Known as the heat-mitigation effect, irrigated rice-paddy fields distribute a large fraction of their received energy to the latent heat during the growing season. The present hypothesis is that increased atmospheric CO 2 concentration decreases the stomatal conductance of rice plants and increases the air temperature by means of an increased sensible heat flux. To test this hypothesis, a coupled regional atmospheric and crop energy-balance model is developed and applied to a 300 × 300 km 2 region in Japan. Downscaling meteorological variables from grid-mean values of mixed land use (3 × 3 km 2 ) generates realistic typical diurnal cycles of air temperature in rice paddies and adjacent residential areas. The model simulation shows that, on a typical sunny day in summer, doubling the CO 2 concentration increases the daily maximum grid-mean air temperature, particularly where rice paddies are present, by up to 0.7 °C. This CO 2 effect on the grid-mean air temperature is approximately half the effect of the reduction in rice-paddy area that is postulated to occur on a time scale similar to that of the atmospheric CO 2 change.
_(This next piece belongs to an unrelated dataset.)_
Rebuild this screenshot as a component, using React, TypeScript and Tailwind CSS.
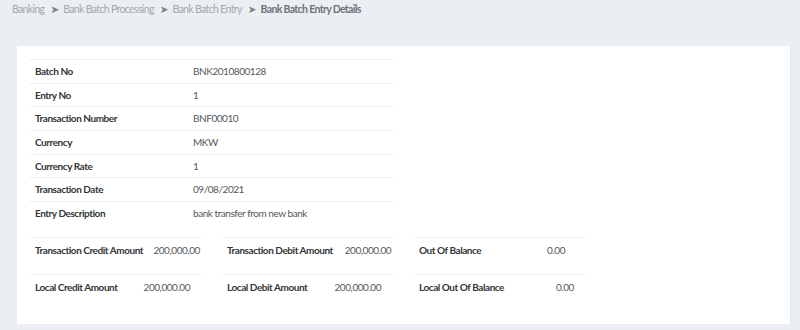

However, within the internal atmospheric boundary layer of the rice paddies, the CO 2 effect on the air temperature (+ 0.44 °C) still exceeds the effects of the land-use change (+ 0.11 °C). These results show a potentially important interplay of plant physiological responses regarding atmospheric CO 2 in the heat-mitigation effect of rice-paddy fields under a changing climate.